The "augmented matrix" is just a short way of writing that matrix equation.
$$\begin{bmatrix}a & b & e \\ c & d & f\end{bmatrix}$$

Now, "row-operations" are one way to find the inverse of a matrix. The key is that every row operation corresponds to multiplying by a matrix- and we can get that matrix by applying the row operation to the identity matrix.

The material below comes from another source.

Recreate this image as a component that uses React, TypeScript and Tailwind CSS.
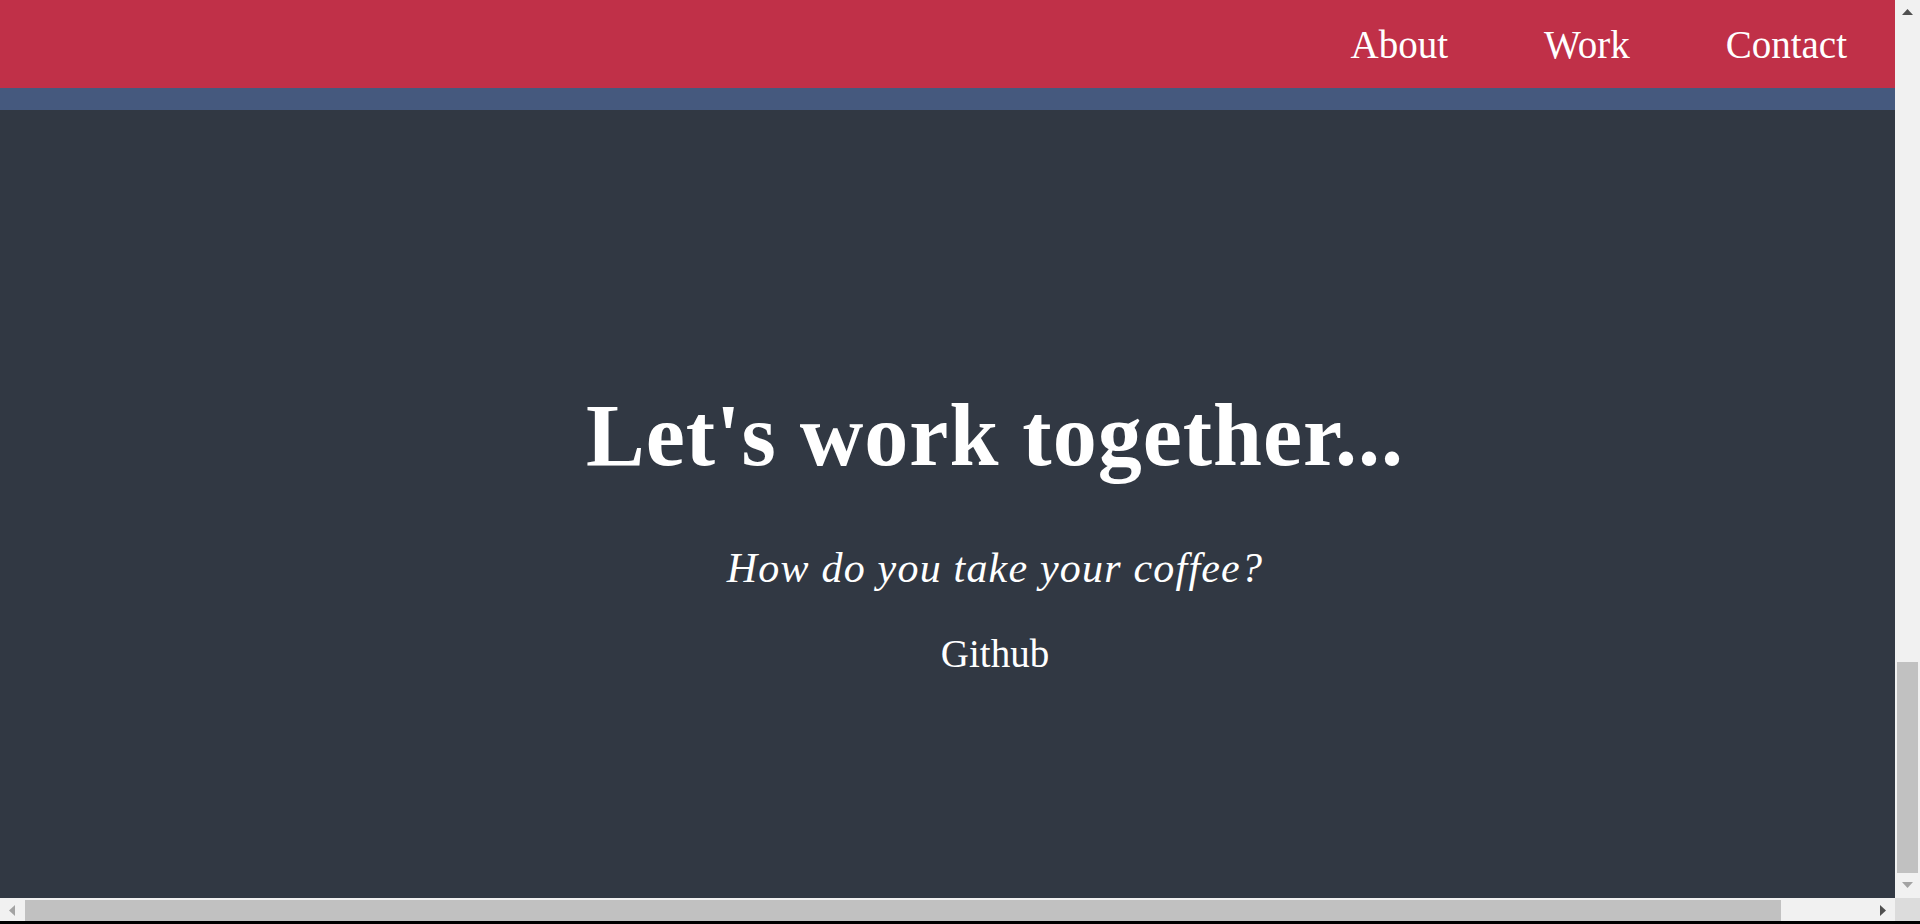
const links = ["About", "Work", "Contact"];

function ArrowUp({ color }: { color: string }) {
  return (
    <svg width="11" height="6" viewBox="0 0 11 6">
      <polygon points="5.5,0 11,6 0,6" fill={color} />
    </svg>
  );
}

function ArrowDown({ color }: { color: string }) {
  return (
    <svg width="11" height="6" viewBox="0 0 11 6">
      <polygon points="0,0 11,0 5.5,6" fill={color} />
    </svg>
  );
}

function ArrowLeft({ color }: { color: string }) {
  return (
    <svg width="6" height="11" viewBox="0 0 6 11">
      <polygon points="6,0 6,11 0,5.5" fill={color} />
    </svg>
  );
}

function ArrowRight({ color }: { color: string }) {
  return (
    <svg width="6" height="11" viewBox="0 0 6 11">
      <polygon points="0,0 6,5.5 0,11" fill={color} />
    </svg>
  );
}

export default function App() {
  return (
    <div className="flex h-[924px] w-[1920px] flex-col overflow-hidden bg-black font-['Liberation_Serif',serif] text-white">
      <div className="flex h-[898px] shrink-0">
        {/* page */}
        <div className="flex w-[1895px] shrink-0 flex-col overflow-hidden bg-[#313843]">
          <nav className="flex h-[88px] shrink-0 justify-end bg-[#c03048]">
            {links.map((l) => (
              <a key={l} href="#" className="flex items-center px-12 text-[39px] leading-none text-white">
                {l}
              </a>
            ))}
          </nav>
          <div className="h-[22px] shrink-0 bg-[#45597e]" />

          {/* contact section, wider than the window */}
          <main className="flex w-[1990px] flex-1 flex-col items-center pt-[282px] text-center">
            <h1 className="text-[88px] font-bold leading-none tracking-[1px]">Let's work together...</h1>
            <p className="mt-[67px] text-[42px] italic leading-none tracking-[1.2px]">How do you take your coffee?</p>
            <a href="#" className="mt-[45px] text-[39px] leading-none text-white">
              Github
            </a>
          </main>
        </div>

        {/* vertical scrollbar */}
        <div className="flex w-[25px] shrink-0 flex-col bg-[#f1f1f1]">
          <div className="flex h-[24px] justify-center pt-[9px]">
            <ArrowUp color="#505050" />
          </div>
          <div className="flex-1" />
          <div className="mx-[2px] h-[211px] bg-[#c1c1c1]" />
          <div className="flex h-[25px] justify-center pt-[9px]">
            <ArrowDown color="#a3a3a3" />
          </div>
        </div>
      </div>

      {/* horizontal scrollbar */}
      <div className="flex h-[23px] shrink-0">
        <div className="flex w-[1895px] shrink-0 bg-[#f1f1f1]">
          <div className="flex w-[25px] shrink-0 pl-[9px] pt-[7px]">
            <ArrowLeft color="#a3a3a3" />
          </div>
          <div className="mt-[2px] h-[21px] w-[1756px] shrink-0 bg-[#c1c1c1]" />
          <div className="flex flex-1 justify-end pr-[9px] pt-[7px]">
            <ArrowRight color="#505050" />
          </div>
        </div>
        <div className="w-[25px] shrink-0 bg-[#dcdcdc]" />
      </div>
    </div>
  );
}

In terms of 3 by 3 matrices, the row operation "add three times the second row to the first row" is
$$\begin{bmatrix} 1 & 3 & 0 \\ 0 & 1 & 0 \\ 0 & 0 & 1\end{bmatrix}$$
See what happens when we multiply that matrix by a general matrix:
$$\begin{bmatrix}1 & 3 & 0 \\ 0 & 1 & 0 \\ 0 & 0 & 1\end{bmatrix}\begin{bmatrix}a & b & c \\ d & e & f \\ g & h & i\end{bmatrix}= \begin{bmatrix}a+ 3d & b+ 3e & c+ 3f \\ d & e & f \\ g & h & i\end{bmatrix}$$
3 times the second row has been added to the first row!

So when you apply a series of row operations that reduce matrix A to the identity matrix that is the same as multiplying a series of matrices whose product is $A^{-1}$. When you apply those same row operations to the last column of the augmented matrix, the "b" in Ax+ b, you are multiplying b by $A^{-1}$

7. Jun 14, 2015

### rajeshmarndi

I do understand the meaning of A-1 A = identity matrix i.e row operation just applied to A.

But my question is, why and how we get the identity matrix , also when A A-1 = identity matrix?

8. Jun 14, 2015

### symbolipoint

Not so much because of LINEAR ALGEBRA, but more important is the simple Algebra concept of INVERSE. Start with a entity and do an operation on it using another but different identity, and a result entity is the result. How to you take this result entity and operate on it with an entity which gives you back the entitiy originally used?

This can be done using real numbers, and this can be done with matrices.